● **Given problem**: For each line below that includes the word "styles", make a copy.

___ Source excerpt ___

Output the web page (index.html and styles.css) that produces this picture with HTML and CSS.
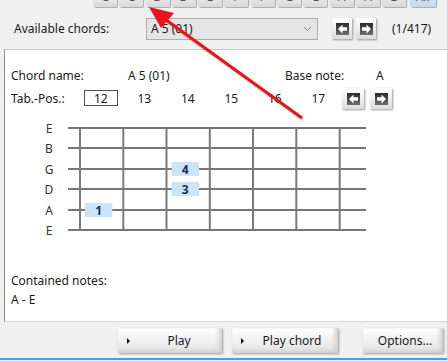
FILE: index.html
```html
<!DOCTYPE html>
<html lang="en">
<head>
  <meta charset="UTF-8">
  <title>Chord Finder</title>
  <link rel="stylesheet" href="styles.css">
</head>
<body>
  <!-- Base note buttons (cut at the top) -->
  <div class="note-strip">
    <span class="strip-label">Base note:</span>
    <div class="note-buttons">
      <button>C</button><button>C</button><button>D</button><button>D</button><button>E</button>
      <button>F</button><button>F</button><button>G</button><button>G</button><button>A</button>
      <button>A</button><button>B</button><button class="all">All</button>
    </div>
  </div>

  <!-- Chord selection -->
  <div class="chords-row">
    <span class="chords-label">Available chords:</span>
    <div class="combo">
      <span>A 5 (01)</span>
      <svg class="chevron" width="9" height="6" viewBox="0 0 9 6"><path d="M1 1 L4.5 4.5 L8 1" fill="none" stroke="#888" stroke-width="1"/></svg>
    </div>
    <button class="nav-btn">
      <svg width="13" height="12" viewBox="0 0 13 12"><rect width="13" height="12" fill="url(#iconGrad)"/><path d="M2 6 L6.5 1.5 L6.5 4.3 L11 4.3 L11 7.7 L6.5 7.7 L6.5 10.5 Z" fill="#fff"/></svg>
    </button>
    <button class="nav-btn">
      <svg width="13" height="12" viewBox="0 0 13 12"><rect width="13" height="12" fill="url(#iconGrad)"/><path d="M11 6 L6.5 1.5 L6.5 4.3 L2 4.3 L2 7.7 L6.5 7.7 L6.5 10.5 Z" fill="#fff"/></svg>
    </button>
    <span class="count">(1/417)</span>
  </div>

  <!-- Chord panel -->
  <div class="panel">
    <div class="info-row">
      <span class="info-label">Chord name:</span>
      <span class="info-value">A 5 (01)</span>
      <span class="info-label base">Base note:</span>
      <span class="info-value last">A</span>
    </div>
    <div class="tab-row">
      <span class="tab-label">Tab.-Pos.:</span>
      <span class="pos"><span class="pos-box">12</span></span>
      <span class="pos">13</span>
      <span class="pos">14</span>
      <span class="pos">15</span>
      <span class="pos">16</span>
      <span class="pos">17</span>
      <button class="nav-btn small">
        <svg width="13" height="12" viewBox="0 0 13 12"><rect width="13" height="12" fill="url(#iconGrad)"/><path d="M2 6 L6.5 1.5 L6.5 4.3 L11 4.3 L11 7.7 L6.5 7.7 L6.5 10.5 Z" fill="#fff"/></svg>
      </button>
      <button class="nav-btn small">
        <svg width="13" height="12" viewBox="0 0 13 12"><rect width="13" height="12" fill="url(#iconGrad)"/><path d="M11 6 L6.5 1.5 L6.5 4.3 L2 4.3 L2 7.7 L6.5 7.7 L6.5 10.5 Z" fill="#fff"/></svg>
      </button>
    </div>

    <svg class="fretboard" width="442" height="124" viewBox="0 0 442 124">
      <g class="strings">
        <line x1="63" y1="15" x2="361" y2="15"/>
        <line x1="63" y1="35" x2="361" y2="35"/>
        <line x1="63" y1="56" x2="361" y2="56"/>
        <line x1="63" y1="76" x2="361" y2="76"/>
        <line x1="63" y1="97" x2="361" y2="97"/>
        <line x1="63" y1="117" x2="361" y2="117"/>
      </g>
      <g class="frets">
        <line x1="75" y1="14" x2="75" y2="118"/>
        <line x1="118.3" y1="14" x2="118.3" y2="118"/>
        <line x1="161.5" y1="14" x2="161.5" y2="118"/>
        <line x1="204.8" y1="14" x2="204.8" y2="118"/>
        <line x1="248" y1="14" x2="248" y2="118"/>
        <line x1="291.3" y1="14" x2="291.3" y2="118"/>
        <line x1="334.7" y1="14" x2="334.7" y2="118"/>
      </g>
      <g class="string-names">
        <text x="44" y="15">E</text>
        <text x="44" y="35">B</text>
        <text x="44" y="56">G</text>
        <text x="44" y="76">D</text>
        <text x="44" y="97">A</text>
        <text x="44" y="117">E</text>
      </g>
      <g class="fingers">
        <rect x="166.7" y="49" width="27.3" height="14"/>
        <text x="180.3" y="56">4</text>
        <rect x="166.7" y="69" width="27.3" height="14"/>
        <text x="180.3" y="76">3</text>
        <rect x="80" y="90" width="27.3" height="14"/>
        <text x="93.6" y="97">1</text>
      </g>
    </svg>

    <div class="notes">
      <div>Contained notes:</div>
      <div>A - E</div>
    </div>
  </div>

  <!-- Actions -->
  <div class="actions">
    <button class="act play"><span class="tri"></span>Play</button>
    <button class="act chord"><span class="tri"></span>Play chord</button>
    <button class="act options">Options...</button>
  </div>
  <div class="status-line"></div>

  <!-- Red annotation arrow -->
  <svg class="arrow" width="447" height="361" viewBox="0 0 447 361">
    <defs>
      <linearGradient id="iconGrad" x1="0" y1="0" x2="0" y2="1">
        <stop offset="0" stop-color="#2a2a2a"/>
        <stop offset="1" stop-color="#6e6e6e"/>
      </linearGradient>
    </defs>
    <line x1="302" y1="118" x2="162" y2="17" stroke="rgba(0,0,0,0.15)" stroke-width="3" transform="translate(1,2)"/>
    <line x1="302" y1="118" x2="162" y2="17" stroke="#e8141a" stroke-width="3"/>
    <polygon points="149,7 174,13 161,28" fill="#e8141a"/>
  </svg>
</body>
</html>
```

FILE: styles.css
```css
body {
  margin: 0;
  width: 447px;
  height: 361px;
  overflow: hidden;
  position: relative;
  background-color: #f0f0f0;
  color: #1a1a1a;
  font-family: 'Noto Sans', 'Open Sans', sans-serif;
  font-size: 12px;
}
button {
  font-family: inherit;
  font-size: 12px;
  color: #1a1a1a;
}
/* Base note strip */
.note-strip {
  height: 8px;
  overflow: hidden;
  display: flex;
  align-items: flex-end;
}
.strip-label {
  padding-left: 14px;
  width: 79px;
  line-height: 16px;
  margin-bottom: 4px;
  flex-shrink: 0;
}
.note-buttons {
  display: flex;
  gap: 2.3px;
}
.note-buttons button {
  width: 24px;
  height: 22px;
  margin-bottom: 1px;
  border: none;
  border-radius: 2px;
  background: linear-gradient(#ffffff, #d8d8d8);
  box-shadow: 1px 1px 1px #a8a8a8;
  color: #555;
  padding: 0;
}
.note-buttons button.all {
  margin-left: 1px;
  width: 26px;
  background: linear-gradient(#e6eef8, #c6d8ec);
}
/* Chord selection row */
.chords-row {
  height: 41px;
  display: flex;
  align-items: center;
}
.chords-label {
  padding-left: 14px;
  width: 132px;
  flex-shrink: 0;
}
.combo {
  border: 1px solid #adadad;
  background-color: #e5e5e5;
  display: flex;
  align-items: center;
  justify-content: space-between;
  padding: 0 5px 0 4px;
  box-sizing: border-box;
  width: 172px;
  height: 22px;
  flex-shrink: 0;
}
.nav-btn {
  width: 20px;
  height: 21px;
  padding: 0;
  border: none;
  background: linear-gradient(#ffffff, #dcdcdc);
  box-shadow: 1px 1px 2px #9a9a9a;
  display: flex;
  align-items: center;
  justify-content: center;
  margin-left: 4px;
  flex-shrink: 0;
}
.nav-btn svg {
  display: block;
}
.chords-row .nav-btn:first-of-type {
  margin-left: 14px;
}
.count {
  margin-left: 16px;
}
/* Panel */
.panel {
  margin-left: 4px;
  height: 273px;
  background-color: #ffffff;
  border-left: 1px solid #8c8c8c;
  border-top: 1px solid #c8c8c8;
  border-bottom: 1px solid #d8d8d8;
  box-sizing: border-box;
  padding-top: 17px;
}
.info-row {
  display: flex;
  align-items: center;
  height: 16px;
  padding-left: 6px;
}
.info-row span {
  flex-shrink: 0;
}
.info-label {
  width: 117px;
}
.info-value {
  width: 157px;
}
.info-label.base {
  width: 91px;
}
.info-value.last {
  width: auto;
}
.tab-row {
  display: flex;
  align-items: center;
  height: 21px;
  margin-top: 5px;
  padding-left: 6px;
}
.tab-label {
  width: 68px;
  flex-shrink: 0;
}
.pos {
  width: 43.5px;
  text-align: center;
  flex-shrink: 0;
}
.pos-box {
  display: inline-block;
  width: 34px;
  height: 16px;
  line-height: 15px;
  border: 1px solid #505050;
  box-sizing: border-box;
}
.tab-row .nav-btn.small {
  width: 22px;
  margin-left: 6px;
}
.tab-row .nav-btn.small:first-of-type {
  margin-left: 2px;
}
/* Fretboard */
.fretboard {
  display: block;
  margin-top: 4px;
}
.strings line {
  stroke: #767676;
  stroke-width: 2;
}
.frets line {
  stroke: #7a7a7a;
  stroke-width: 2;
}
.string-names text {
  font-size: 12px;
  fill: #333333;
  text-anchor: middle;
  dominant-baseline: central;
}
.fingers rect {
  fill: #cce4f7;
}
.fingers text {
  font-size: 12px;
  font-weight: bold;
  fill: #1c2d5e;
  text-anchor: middle;
  dominant-baseline: central;
}
.notes {
  margin-top: 34px;
  padding-left: 6px;
  line-height: 19px;
}
/* Actions */
.actions {
  height: 36px;
  display: flex;
  align-items: center;
  padding-left: 118px;
}
.act {
  height: 25px;
  border: none;
  background: linear-gradient(#ffffff, #e2e2e2);
  box-shadow: 1px 1px 2px #9c9c9c, inset -3px -2px 4px #cfcfcf;
  position: relative;
  padding: 0;
}
.act.play {
  width: 104px;
  padding-left: 18px;
}
.act.chord {
  width: 106px;
  margin-left: 10px;
  padding-left: 14px;
}
.act.options {
  width: 80px;
  margin-left: 25px;
  padding-left: 4px;
}
.tri {
  position: absolute;
  left: 9px;
  top: 10px;
  border-left: 3px solid #111;
  border-top: 3px solid transparent;
  border-bottom: 3px solid transparent;
}
.status-line {
  height: 2px;
  background-color: #46a0e6;
}
/* Annotation overlay */
.arrow {
  position: absolute;
  left: 0;
  top: 0;
  pointer-events: none;
}
```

___

● **Final result**:
Output the web page (index.html and styles.css) that produces this picture with HTML and CSS.
  <link rel="stylesheet" href="styles.css">
FILE: styles.css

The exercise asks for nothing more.